Lawyers, doctors, contractors, businessmen and school students have been the prime targets of abductors for ransom. And due to this spurt in kidnappings, hundreds of well-to-do professionals have migrated to bigger cities or sent their children to boarding schools outside the state.
The total number of kidnapping cases in 2006 stood at 2,000.
Nitish Kumar had taken over as the Chief Minister of the state in November 2005, and immediately after assuming charge he had declared an all-out war against these criminals and promised to turn Bihar into a crime-free state in three months.
In a story on the kidnapping menace in Bihar in 2003, the Time magazine had reported the presence of more than 100 kidnap gangs in the state.
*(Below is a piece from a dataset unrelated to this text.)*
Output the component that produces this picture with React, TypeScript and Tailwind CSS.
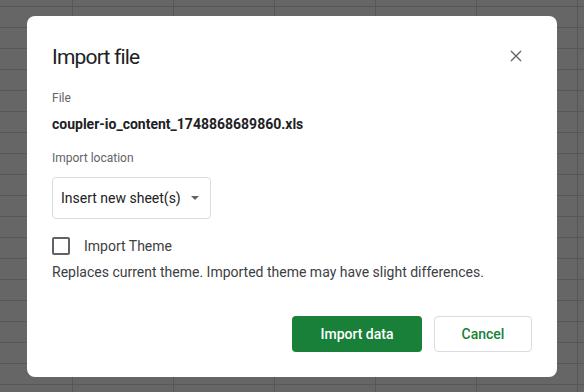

It said the kidnappers' gangs not only run after the rich and the famous, they prey even on small-time traders like grocers and sweet sellers earning barely Rs 100 a day.
Today, nearly 5,000 criminals involved in abduction cases are roaming freely in the state, claims MP Gupta, a senior lawyer of the Patna High Court and the general secretary of the Council for Protection of Public Rights and Welfare, which is fighting a public interest litigation related to these crimes in Patna High Court.
He said a total of 14,276 abduction cases were pending in courts in the state. Early this year, the Patna High Court had directed the government to trace 144 children and 581 women reported missing since 2001. The court also took note of reports that 44 of the abducted children had been killed.
What's more, Bihar police officials admit that the real figure of such crimes may actually be 10 times higher than what is on record. The problem is, they say, there is a cynicism in public about the effectiveness of taking the police into confidence, as there is a wide perception that politicians are stakeholders in this cash-rich 'industry'. Also, kidnappers typically threaten to return if the victims go to the authorities, they say.
A fact-finding report by the People's Union of Civil Liberties in 1994 says, "So wide and octopus-like has the grip of criminals on society become and so complete the lack of confidence of the people in the administration is that only a fraction of the cases is reported to the police. Instead, people prefer to go for a direct negotiation with the kidnappers."
The activists also point out that if thousands of criminals are at large, it's because most of them are either henchmen of politicians, or they have themselves joined politics and become MLAs and MPs.
"This has contributed to the total collapse of the rule of law," the Bihar's unit of People's Union of Civil Liberties says in a report.
Chief Minister Nitish Kumar believes the state police are doing reasonably well. "There cannot be cent per cent success. No police can guarantee 100 per cent results. But the Bihar Police is trying and are investigating," he claims.